Often referred to as the “grandmother of the New Wave” despite only being in her 30s at the New Wave’s height, Varda’s work was and still is influential for many filmmakers. La Pointe Courte was a precursor to much of the work that was to be produced by New Wave auteurs. Like other New Wave and Left Bank directors, Varda constantly subverted traditional cinematic forms, embracing more unusual filming, editing and narrative techniques.
Varda’s oeuvre is as varied as it is vast, although there are certain characteristics and techniques that typify her work. Using documentary-style filming, Varda constantly pushed to capture those living in the margins of society; amongst other things, her films addressed homelessness, poverty, womanhood, illness and death. She made two documentaries in 1968 about the Black Panthers, was openly against American involvement in Vietnam and, in 1971, signed The Manifesto of the 343, admitting that she had had an abortion despite it being illegal at the time. Clearly, Varda had no issue standing out from the crowd.

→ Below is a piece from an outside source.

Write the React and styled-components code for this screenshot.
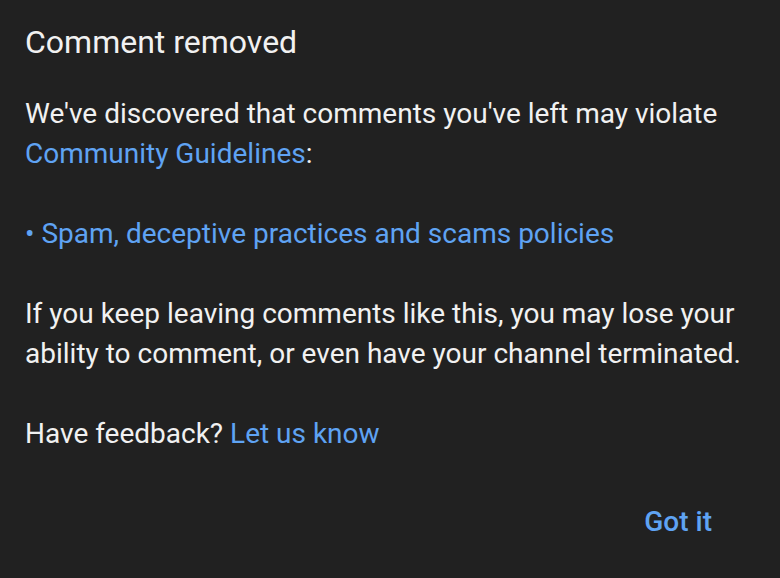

However, my personal admiration for Varda is not only inspired by her open acts of resistance, but her quiet and compassionately rebellious nature. It is through her kindness and her interest in others that Varda’s work became subversive. Her focus on those in the margins in films such as Vagabond (1985) and The Gleaners and I (2001) treat those living on the fringes of society with care and respect. While she was never afraid to address darker themes, Varda was not in the habit of exploiting or exaggerating the suffering of others for show. Instead, her films are often careful and lingering, acting to humanise her subjects.
An example of one such film is One Sings, the Other Doesn’t (1977), a musical set to the backdrop of the Women’s Movement in the 1970s. Addressing themes such as abortion and female bodily autonomy, One Sings, the Other Doesn’t is in many ways an obviously political film. However, Varda herself once commented that her personal experience of this movement was that “the women were very joyful and friendship was the main word.” Her focus on joy and friendship are not symptomatic of disengagement or naivety; quite the opposite. Treating those who are victims of oppression with dignity and representing them in happiness as well as in distress is a way of salving social ills. It is Varda’s ability to represent both the pleasure and pain in life that makes her work so poignant.
In an interview with The Guardian’s Owen Myers last September, Varda was asked how she wanted to be remembered. She answered that she “would like to be remembered as a film-maker [who] enjoyed life, including pain. This is such a terrible world, but I keep the idea that every day should be interesting. What happens in my days – working, meeting people, listening – convinces me that it’s worth being alive.” While Agnès Varda’s death has been felt keenly by those who are fans of her work, she has left us the greatest of gifts. One need only watch one of her films to be reminded of the beautiful mundanity of the world around us.